The team’s approach depends on the venue. In Bangkok, they sought to convey the pain and loss to share with people who may not know much about what is happening in Myanmar, reaching embassies, schools, academics, and international journalists to amplify the message abroad. Since attendance in Chiang Mai is made up mostly by the Burmese diaspora, the focus was on providing a sense of hope, as well as standing in solidarity. In both venues, they balance the strictly political and free artistic expression.  

In discussing the trauma experienced by people on the ground, and the secondhand trauma experienced by her and her colleagues tracking events, May Thu points out that air strikes are one aspect of a campaign of fear combined with landmines in another dimension. “We stand on the ground and we live under the sky, and the attacks are coming from both ways,” she says. “The military uses fear as a weapon. They’ve been ruling with it for ages, very successfully. During this revolution, they still think fear is the biggest threat to the civilians. But now it is not that effective! Of course, we stay human beings, we feel it, but we’ve learned how to live with it and keep fighting.” 

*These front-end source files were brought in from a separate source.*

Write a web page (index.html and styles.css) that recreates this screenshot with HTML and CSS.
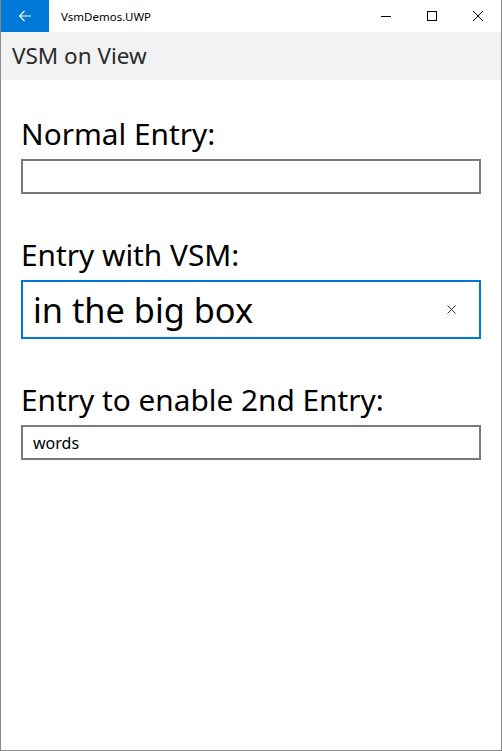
FILE: index.html
```html
<!DOCTYPE html>
<html>
<head>
<meta charset="utf-8">
<link rel="stylesheet" href="styles.css">
</head>
<body>
<div class="window">
  <div class="titlebar">
    <div class="back">
      <svg width="14" height="12" viewBox="0 0 14 12"><path d="M13 6H1.5M6.5 1L1.5 6l5 5" fill="none" stroke="#fff" stroke-width="1.1"/></svg>
    </div>
    <div class="apptitle">VsmDemos.UWP</div>
    <div class="controls">
      <div class="ctl"><svg width="10" height="10" viewBox="0 0 10 10"><path d="M0 5.5h10" stroke="#000" stroke-width="1"/></svg></div>
      <div class="ctl"><svg width="10" height="10" viewBox="0 0 10 10"><rect x="0.5" y="0.5" width="9" height="9" fill="none" stroke="#000" stroke-width="1"/></svg></div>
      <div class="ctl"><svg width="10" height="10" viewBox="0 0 10 10"><path d="M0 0L10 10M10 0L0 10" stroke="#000" stroke-width="1"/></svg></div>
    </div>
  </div>
  <div class="header">VSM on View</div>
  <div class="content">
    <div class="label">Normal Entry:</div>
    <div class="entry"></div>
    <div class="label gap">Entry with VSM:</div>
    <div class="entry big">
      <span>in the big box</span>
      <svg class="clear" width="9" height="9" viewBox="0 0 9 9"><path d="M0.5 0.5L8.5 8.5M8.5 0.5L0.5 8.5" stroke="#333" stroke-width="1"/></svg>
    </div>
    <div class="label gap">Entry to enable 2nd Entry:</div>
    <div class="entry small">words</div>
  </div>
</div>
</body>
</html>
```

FILE: styles.css
```css
html, body {
  margin: 0;
  padding: 0;
  background: #fff;
}
body {
  font-family: "Noto Sans", "Open Sans", sans-serif;
  color: #000;
}
.window {
  width: 502px;
  height: 751px;
  box-sizing: border-box;
  border: 1px solid #8a8a8a;
  border-top: none;
  display: flex;
  flex-direction: column;
  background: #fff;
}
.titlebar {
  height: 32px;
  display: flex;
  align-items: center;
  background: #fff;
}
.back {
  width: 48px;
  height: 32px;
  background: #0078d7;
  display: flex;
  align-items: center;
  justify-content: center;
}
.apptitle {
  margin-left: 12px;
  font-size: 11.5px;
  color: #000;
  flex: 1;
}
.controls {
  display: flex;
  height: 32px;
}
.ctl {
  width: 46px;
  height: 32px;
  display: flex;
  align-items: center;
  justify-content: center;
}
.header {
  height: 48px;
  background: #f2f2f2;
  font-size: 22.5px;
  color: #2b2b2b;
  padding-left: 11px;
  line-height: 48px;
}
.content {
  padding: 34px 20px 0 20px;
  display: flex;
  flex-direction: column;
}
.label {
  font-size: 29.8px;
  line-height: 40px;
  height: 40px;
  margin-bottom: 5px;
}
.label.gap {
  margin-top: 41px;
}
.entry {
  height: 35px;
  box-sizing: border-box;
  border: 2px solid #7a7a7a;
  padding: 0 10px;
  display: flex;
  align-items: center;
}
.entry.big {
  height: 59px;
  border-color: #0078d7;
  font-size: 34.3px;
  justify-content: space-between;
  padding-right: 23px;
}
.entry.small {
  font-size: 16px;
}
.clear {
  display: block;
}
```
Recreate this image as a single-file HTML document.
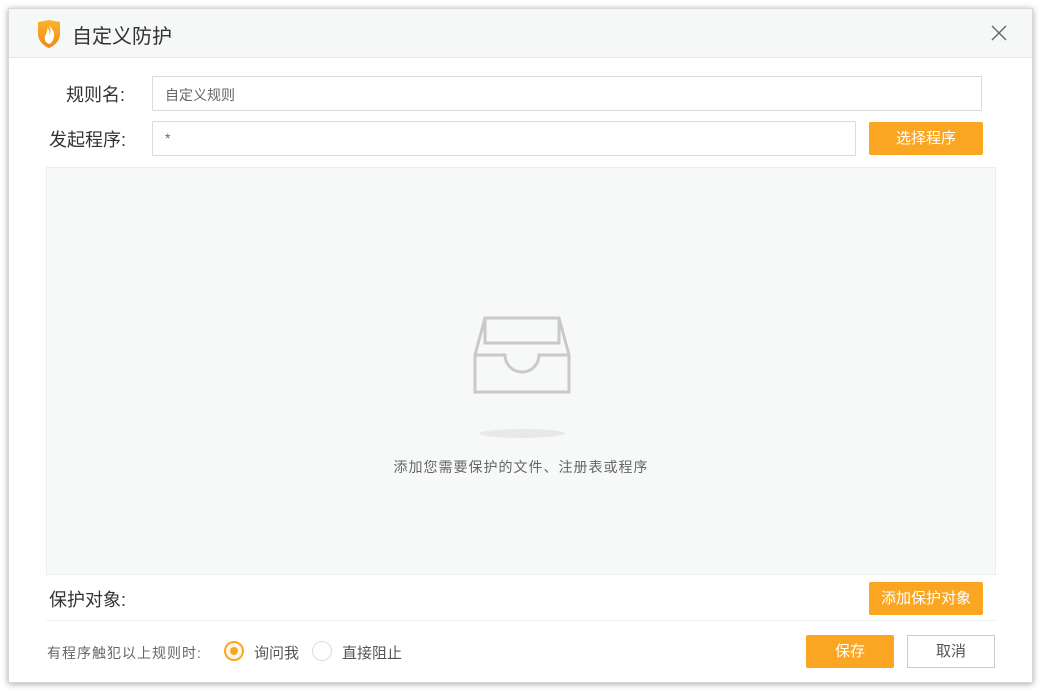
<!DOCTYPE html>
<html><head><meta charset="utf-8"><style>
*{margin:0;padding:0;box-sizing:border-box}
body{width:1042px;height:692px;background:#fff;font-family:"Liberation Sans","Noto Sans CJK SC",sans-serif;position:relative;overflow:hidden}
.win{position:absolute;left:8px;top:8px;width:1025px;height:675px;background:#fff;border:1px solid #d8d8d8;box-shadow:0 1px 6px rgba(0,0,0,.35)}
.title{position:absolute;left:0;top:0;width:100%;height:49px;background:#f6f7f7;border-bottom:1px solid #e6e6e6}
.title span{position:absolute;left:63px;top:11px;font-size:20px;color:#333}
.abs{position:absolute}
.lbl{font-size:18px;color:#333}
.inp{position:absolute;height:35px;border:1px solid #dcdcdc;background:#fff;font-size:14px;color:#666;padding:8px 12px}
.btn{position:absolute;background:#fba623;color:#fff;font-size:15px;text-align:center;border-radius:2px}
</style></head><body>
<div class="win">
 <div class="title">
  <svg class="abs" style="left:27px;top:10px" width="26" height="30" viewBox="0 0 26 30">
   <defs><linearGradient id="g" x1="0" y1="0" x2="0" y2="1"><stop offset="0" stop-color="#fbb42a"/><stop offset="1" stop-color="#f08a1a"/></linearGradient></defs>
   <path d="M2 3 L13 1 L24 3 L24 15 C24 22 18 27 13 29 C8 27 2 22 2 15 Z" fill="url(#g)"/>
   <path d="M13 6 C16 10 19 13 18 18 C17 23 14 25 13 25 C10 24 8 21 9 17 C10 14 12 12 11 9 C14 11 14 14 13 16 C15 15 15 11 13 6Z" fill="#fff"/>
  </svg>
  <span>自定义防护</span>
  <svg class="abs" style="left:982px;top:16px" width="16" height="16" viewBox="0 0 16 16"><path d="M1 1L15 15M15 1L1 15" stroke="#666" stroke-width="1.4"/></svg>
 </div>
 <div class="abs lbl" style="left:57px;top:72px">规则名:</div>
 <div class="inp" style="left:143px;top:67px;width:830px">自定义规则</div>
 <div class="abs lbl" style="left:40px;top:117px">发起程序:</div>
 <div class="inp" style="left:143px;top:112px;width:704px">*</div>
 <div class="btn" style="left:860px;top:113px;width:114px;height:33px;line-height:33px">选择程序</div>
 <div class="abs" style="left:37px;top:158px;width:950px;height:408px;background:#f7f8f8;border:1px solid #ededed">
  <svg class="abs" style="left:425px;top:148px" width="100" height="80" viewBox="0 0 100 80">
   <g fill="none" stroke="#c9c9c9" stroke-width="3">
    <path d="M13 2 L87 2 L97 39 L97 76 L3 76 L3 39 Z"/>
    <path d="M13 2 L13 27 L87 27 L87 2"/>
    <path d="M3 39 L33 39 A17 17 0 0 0 67 39 L97 39"/>
   </g>
  </svg>
  <div class="abs" style="left:432px;top:261px;width:86px;height:9px;border-radius:50%;background:#e8e8e8"></div>
  <div class="abs" style="left:0;top:289px;width:100%;text-align:center;font-size:14px;letter-spacing:1px;color:#666">添加您需要保护的文件、注册表或程序</div>
 </div>
 <div class="abs lbl" style="left:40px;top:577px">保护对象:</div>
 <div class="btn" style="left:860px;top:573px;width:114px;height:33px;line-height:33px">添加保护对象</div>
 <div class="abs" style="left:37px;top:611px;width:950px;border-top:1px solid #efefef"></div>
 <div class="abs" style="left:38px;top:634px;font-size:14px;letter-spacing:1px;color:#666">有程序触犯以上规则时:</div>
 <div class="abs" style="left:215px;top:632px;width:20px;height:20px;border-radius:50%;border:2px solid #fba623;background:#fff7e8"><div style="position:absolute;left:4px;top:4px;width:8px;height:8px;border-radius:50%;background:#fba623"></div></div>
 <div class="abs" style="left:245px;top:633px;font-size:15px;color:#555">询问我</div>
 <div class="abs" style="left:303px;top:632px;width:20px;height:20px;border-radius:50%;border:1px solid #ddd;background:#fff"></div>
 <div class="abs" style="left:333px;top:633px;font-size:15px;color:#555">直接阻止</div>
 <div class="btn" style="left:797px;top:626px;width:88px;height:33px;line-height:33px">保存</div>
 <div class="abs" style="left:898px;top:626px;width:88px;height:33px;line-height:31px;border:1px solid #ccc;text-align:center;font-size:15px;color:#555;background:#fff">取消</div>
</div>
</body></html>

For Hnin, greater international attention and sanctions on jet fuel is urgent to stop the strikes. “When we do this kind of work, we want to have this be empathy-driven,” Hnin says. “We want to talk about this topic, not to give knowledge, but to speak to your heart, so then you talk about it in your conversations, in your community. That’s what’s more important for us, the new way that we want to continue through empathy-driven advocacy.”